Todos los conocen; nadie piensa en ellos. Y son decenas de miles los perjudicados. Y tampoco parece importar que el gobierno cubano convierta en ley el crimen. Porque sí, es un crimen imponer medidas arbitrarias de tipo migratorias a quien rescinda un contrato laboral; utilizar de manera aleccionadora a los seres humanos es un método de tortura. Pero vivir en opresión favorece la naturalización del crimen y algunos ven como “normal” o incluso “justo” que a un médico que tantas vidas ha salvado en Cuba y en el mundo, se le prohíba regresar a su país, mientras se horrorizan por crímenes cometidos fuera de las fronteras nacionales.
La familia cubana, más que “la célula fundamental de la sociedad”, es la moneda cambio y el instrumento de coacción perfectos para un gobierno que culpa a una nación extranjera de separar a padres e hijos, pero que es incapaz de levantar un castigo absurdo que atenta contra el pueblo cubano.
Mientras tanto, en una Cuba azotada por la pandemia, la escasez, la emigración y la incompetencia gubernamental han quedado los hijos y los padres de estos cubanos, a los que también les son violados sus derechos más elementales, y que se ven impedidos de ver, abrazar o dar un último adiós a sus seres queridos.

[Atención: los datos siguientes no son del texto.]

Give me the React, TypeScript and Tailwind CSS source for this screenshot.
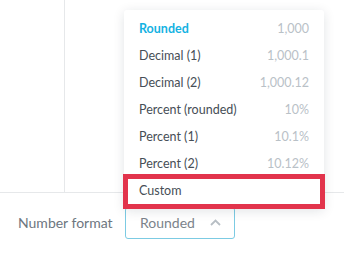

Ahora mismo, mientras escribo estas líneas, hay familiares gestionando visas humanitarias para que algún hijo visite a su madre agonizante en Cuba.
En esta historia, donde solo hay perdedores, se impone una pregunta: ¿Cuántas madres más deben sufrir y morir en Cuba para que el gobierno de la isla devuelva los derechos confiscados a la familia cubana?